Add differential privacy to aggregated outputs and model updates, set a privacy budget, and run simulations to quantify utility loss at different noise levels so stakeholders can see the trade-off. Minimise linkability by rotating salts and keys, issuing ephemeral tokens, enforcing short retention windows, and maintaining token revocation procedures and tamper-evident audit logs for operational assurance. Require independent verification for any trusted execution environment, run simulated re-identification attacks to report residual risk, and publish a concise privacy summary that includes precision, recall, and attack results for partners and users to evaluate.
5. Measure and validate matches across devices
Start by assembling a consented ground-truth dataset: recruit users who opt in and link their logged-in identities across devices, use deterministic links to label true matches, and sample across platforms and user segments to document where validation is reliable or sparse. Quantify match quality with precision, recall, F1 score, false discovery rate, and coverage, and plot ROC and precision-recall curves to select operating thresholds that balance trade-offs. Report these metrics by segment, device type, and signal source so teams can identify systematic strengths and weaknesses.
Validate impact with randomized holdout and lift experiments that compare outcomes with and without cross-device links, measuring incremental conversions, engagement, or attribution changes.
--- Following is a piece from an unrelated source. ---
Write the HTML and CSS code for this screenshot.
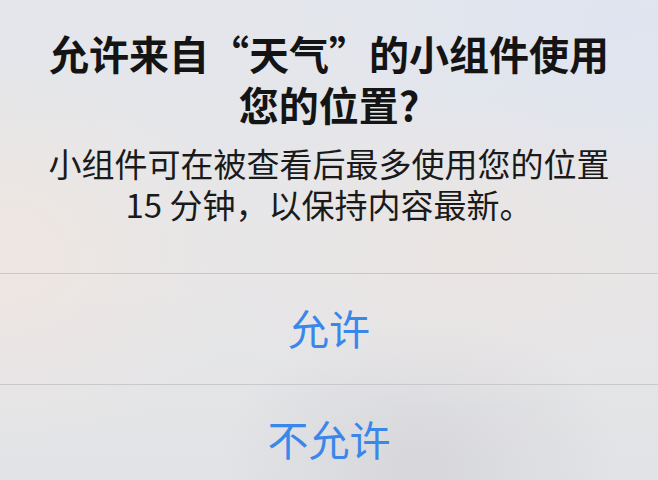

Use confidence intervals and power analysis to confirm that observed lifts are meaningful rather than noisy fluctuations. Continuously track temporal stability and drift by measuring match persistence, daily and weekly match rates, and cohort-level degradation, and implement automated alerts that trigger retraining or recalibration when performance or coverage drops beyond predefined tolerances. Publish only aggregate, anonymised metrics, apply k-anonymity or thresholding before releasing subgroup results, and quantify how consent restrictions, hashing, or added noise change accuracy and coverage so teams can balance utility and privacy empirically.